→ TASK OBJECTIVE: Repeat word for word the lines from the top of the records through the line containing "leading-[38px] font-bold text-[#333333]", and skip the pictures.
======== RECORDS FOR THIS TASK ========
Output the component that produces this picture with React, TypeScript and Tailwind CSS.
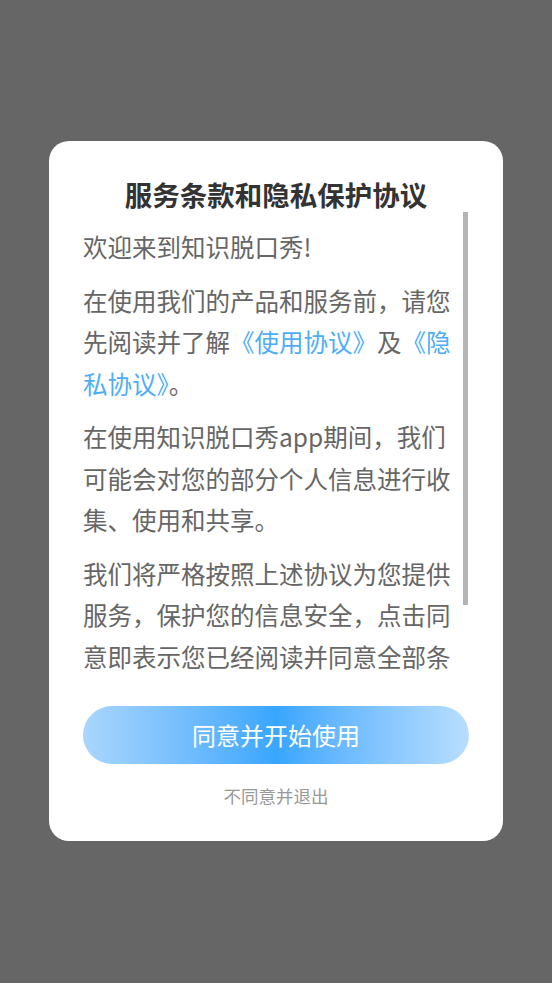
import React from 'react';

const font = { fontFamily: '"Noto Sans CJK SC", "Noto Sans", sans-serif' };

const Link: React.FC<{ children: React.ReactNode }> = ({ children }) => (
  <span className="text-[#4daef6]">{children}</span>
);

export default function App() {
  return (
    <div className="min-h-screen w-full bg-[#666666] flex justify-center items-start pt-[141px]" style={font}>
      <div className="w-[454px] h-[700px] bg-white rounded-[20px] flex flex-col items-center pt-[34px]">
        <h1 className="text-[27.5px] leading-[38px] font-bold text-[#333333] text-center">服务条款和隐私保护协议</h1>

        {/* scroll area with thin gray thumb */}
        <div className="relative mt-[-1px] w-[386px] h-[473px] overflow-hidden">
          <div className="pr-[10px] pt-[14px] text-[24.5px] leading-[41.5px] text-[#666666]">
            <p>欢迎来到知识脱口秀!</p>
            <p className="mt-[12px]">
              在使用我们的产品和服务前，请您先阅读并了解<Link>《使用协议》</Link>及<Link>《隐私协议》</Link>。
            </p>
            <p className="mt-[12px]">在使用知识脱口秀app期间，我们可能会对您的部分个人信息进行收集、使用和共享。</p>
            <p className="mt-[12px]">
              我们将严格按照上述协议为您提供服务，保护您的信息安全，点击同意即表示您已经阅读并同意全部条款。
            </p>
          </div>
          <div className="absolute top-0 right-[1px] w-[5px] h-[393px] bg-[#b4b4b4]" />
        </div>

        <button className="mt-[21px] w-[386px] h-[58px] rounded-full bg-gradient-to-r from-[#a9d6fc] via-[#37a6fd] to-[#b8defe] text-white text-[24px] leading-none">
          同意并开始使用
        </button>
        <button className="mt-[20px] text-[17.5px] leading-[24px] text-[#999999]">不同意并退出</button>
      </div>
    </div>
  );
}
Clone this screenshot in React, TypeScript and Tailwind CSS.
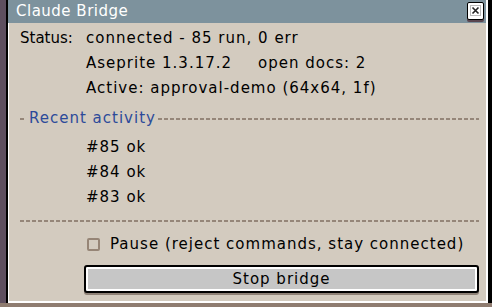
import type { ReactNode } from "react";

const dashes =
  "bg-[repeating-linear-gradient(90deg,#958679_0_4px,transparent_4px_6px)]";

function Row({ label, children }: { label?: string; children: ReactNode }) {
  return (
    <div className="flex h-[25px] items-center">
      <span className="w-[66px] shrink-0 tracking-normal">{label}</span>
      <span className="whitespace-pre">{children}</span>
    </div>
  );
}

export default function App() {
  const recent = [85, 84, 83];

  return (
    <div
      className="flex h-[307px] w-[492px] flex-col bg-[#8f7c70] text-[15px] tracking-[1px] text-black"
      style={{ fontFamily: '"DejaVu Sans", sans-serif' }}
    >
      <div className="flex flex-1">
        <div className="w-[6px] bg-[#5e4f5f]" />
        <div className="flex flex-1 flex-col border-l-2 border-r-4 border-black">
          {/* title bar */}
          <div className="flex h-[23px] items-center justify-between border-r-2 border-white bg-[#7d929d] pl-2 pr-[2px]">
            <span className="tracking-[0.5px] text-white">Claude Bridge</span>
            <div className="mb-[2px] flex h-[18px] w-[17px] items-center justify-center rounded-[2px] border border-black bg-white shadow-[0_2px_0_#5a4650]">
              <svg width="11" height="11" viewBox="0 0 11 11">
                <rect x="0.5" y="0.5" width="10" height="10" fill="none" stroke="#bbb" />
                <path d="M2.5 2.5 L8.5 8.5 M8.5 2.5 L2.5 8.5" stroke="#222" strokeWidth="1.6" />
              </svg>
            </div>
          </div>

          {/* body */}
          <div className="flex flex-1 flex-col border-b-2 border-l border-r-2 border-white bg-[#d3cbbf] pl-[11px] pr-[7px] pt-[3px]">
            <Row label="Status:">connected - 85 run, 0 err</Row>
            <Row>
              Aseprite 1.3.17.2<span className="ml-[26px]">open docs: 2</span>
            </Row>
            <Row>Active: approval-demo (64x64, 1f)</Row>

            <div className="mt-[5px] flex h-[25px] items-center">
              <div className={`h-[2px] w-[6px] ${dashes}`} />
              <span className="ml-[3px] mr-[2px] text-[#2c4a9a]">Recent activity</span>
              <div className={`h-[2px] flex-1 ${dashes}`} />
            </div>

            <div className="mt-[4px] flex flex-col">
              {recent.map((n) => (
                <Row key={n}>#{n} ok</Row>
              ))}
            </div>

            <div className={`mt-[10px] h-[2px] ${dashes}`} />

            <div className="mt-[10px] flex h-[25px] items-center pl-[67px]">
              <div className="h-[13px] w-[13px] rounded-[2px] border-2 border-[#968576]" />
              <span className="ml-[10px]">Pause (reject commands, stay connected)</span>
            </div>

            <div className="ml-[64px] mt-[8px] flex h-[28px] items-center justify-center rounded-[3px] border-2 border-black bg-[#c6c6c6] shadow-[inset_0_0_0_2px_white,0_2px_0_#8f8277]">
              Stop bridge
            </div>
          </div>
        </div>
      </div>
      <div className="h-[4px]" />
    </div>
  );
}
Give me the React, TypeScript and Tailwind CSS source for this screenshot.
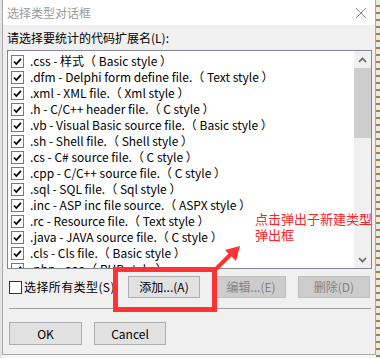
import React from 'react';

const rows = [
  '.css - 样式（ Basic style ）',
  '.dfm - Delphi form define file.（ Text style ）',
  '.xml - XML file.（ Xml style ）',
  '.h - C/C++ header file.（ C style ）',
  '.vb - Visual Basic source file.（ Basic style ）',
  '.sh - Shell file.（ Shell style ）',
  '.cs - C# source file.（ C style ）',
  '.cpp - C/C++ source file.（ C style ）',
  '.sql - SQL file.（ Sql style ）',
  '.inc - ASP inc file source.（ ASPX style ）',
  '.rc - Resource file.（ Text style ）',
  '.java - JAVA source file.（ C style ）',
  '.cls - Cls file.（ Basic style ）',
  '.php - aaa（ PHP style ）',
];

const Check: React.FC<{ checked?: boolean }> = ({ checked }) => (
  <div className="w-[13px] h-[13px] border border-[#7a7a7a] bg-white flex items-center justify-center shrink-0">
    {checked && (
      <svg width="11" height="11" viewBox="0 0 11 11">
        <path d="M2 5.5 L4.3 8 L9 2.8" fill="none" stroke="#000" strokeWidth="1.8" />
      </svg>
    )}
  </div>
);

export default function App() {
  return (
    <div className="w-[380px] h-[358px] bg-[#f7f7f7] relative overflow-hidden font-['Noto_Sans_CJK_SC',sans-serif] text-[12px] text-black">
      <div className="flex">
        <div className="w-[2px] h-[358px] bg-[#e4e4e4]" />
        {/* dialog window */}
        <div className="w-[374px] h-[355px] border-l border-r border-b border-[#a9a9a9] bg-[#f0f0f0] flex flex-col">
          {/* title bar */}
          <div className="h-[25px] bg-white flex items-center justify-between shrink-0">
            <span className="ml-[4px] text-[#999999] text-[12px] leading-none">选择类型对话框</span>
            <svg width="12" height="12" viewBox="0 0 12 12" className="mr-[8px]">
              <path d="M1 1 L11 11 M11 1 L1 11" stroke="#8a8a8a" strokeWidth="1" />
            </svg>
          </div>

          <div className="pl-[4px] pt-[6px] leading-[14px]">请选择要统计的代码扩展名(L):</div>

          {/* list box */}
          <div className="ml-[4px] mt-[5px] w-[365px] h-[219px] border border-[#828790] bg-white flex">
            <div className="flex-1 overflow-hidden pt-[2px] pl-[3px]">
              {rows.map((r, i) => (
                <div key={i} className="h-[16px] flex items-center gap-[6px] whitespace-nowrap">
                  <Check checked />
                  <span className="leading-[16px]">{r}</span>
                </div>
              ))}
            </div>
            {/* scrollbar */}
            <div className="w-[17px] bg-[#f0f0f0] flex flex-col shrink-0">
              <div className="h-[17px] flex items-center justify-center">
                <svg width="9" height="6" viewBox="0 0 9 6">
                  <path d="M1 5 L4.5 1.5 L8 5" fill="none" stroke="#606060" strokeWidth="1.6" />
                </svg>
              </div>
              <div className="h-[70px] bg-[#cdcdcd]" />
              <div className="flex-1" />
              <div className="h-[17px] flex items-center justify-center">
                <svg width="9" height="6" viewBox="0 0 9 6">
                  <path d="M1 1 L4.5 4.5 L8 1" fill="none" stroke="#606060" strokeWidth="1.6" />
                </svg>
              </div>
            </div>
          </div>

          {/* action row */}
          <div className="mt-[7px] h-[22px] flex items-center">
            <div className="ml-[6px] flex items-center gap-[2px] w-[119px]">
              <div className="w-[13px] h-[13px] border border-[#333333] bg-white" />
              <span className="leading-none text-[12px] tracking-[0.4px]">选择所有类型(S)</span>
            </div>
            <button className="w-[72px] h-[22px] bg-[#e1e1e1] border border-[#adadad] text-[12px] leading-none">添加...(A)</button>
            <button className="ml-[16px] w-[70px] h-[22px] bg-[#cccccc] border border-[#bfbfbf] text-[#838383] text-[12px] leading-none">编辑...(E)</button>
            <button className="ml-[12px] w-[72px] h-[22px] bg-[#cccccc] border border-[#bfbfbf] text-[#838383] text-[12px] leading-none">删除(D)</button>
          </div>

          <div className="mt-[10px] ml-[6px] w-[362px] h-px bg-[#a0a0a0]" />

          <div className="mt-[13px] ml-[6px] flex gap-[12px]">
            <button className="w-[73px] h-[23px] bg-[#e1e1e1] border border-[#adadad] text-[12px] leading-none">OK</button>
            <button className="w-[72px] h-[23px] bg-[#e1e1e1] border border-[#adadad] text-[12px] leading-none">Cancel</button>
          </div>
        </div>
        <div className="w-[4px] h-[358px] bg-[repeating-linear-gradient(180deg,#e8e8e8_0px,#e8e8e8_5px,#b08030_5px,#b08030_7px)]" />
      </div>

      {/* annotation */}
      <div className="absolute left-[113px] top-[267px] w-[104px] h-[45px] border-[5px] border-[#ff3333]" />
      <svg className="absolute left-[205px] top-[240px]" width="40" height="40" viewBox="0 0 40 40">
        <path d="M8 32 L28 12" stroke="#ff3333" strokeWidth="4" />
        <path d="M35 6 L20 10 L31 21 Z" fill="#ff3333" />
      </svg>
      <div className="absolute left-[255px] top-[211px] text-[13px] leading-[16px] text-[#ff2222]">
        点击弹出子新建类型
        <br />
        弹出框
      </div>
    </div>
  );
}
========
→ OUTPUT BELOW:
Output the component that produces this picture with React, TypeScript and Tailwind CSS.
import React from 'react';

const font = { fontFamily: '"Noto Sans CJK SC", "Noto Sans", sans-serif' };

const Link: React.FC<{ children: React.ReactNode }> = ({ children }) => (
  <span className="text-[#4daef6]">{children}</span>
);

export default function App() {
  return (
    <div className="min-h-screen w-full bg-[#666666] flex justify-center items-start pt-[141px]" style={font}>
      <div className="w-[454px] h-[700px] bg-white rounded-[20px] flex flex-col items-center pt-[34px]">
        <h1 className="text-[27.5px] leading-[38px] font-bold text-[#333333] text-center">服务条款和隐私保护协议</h1>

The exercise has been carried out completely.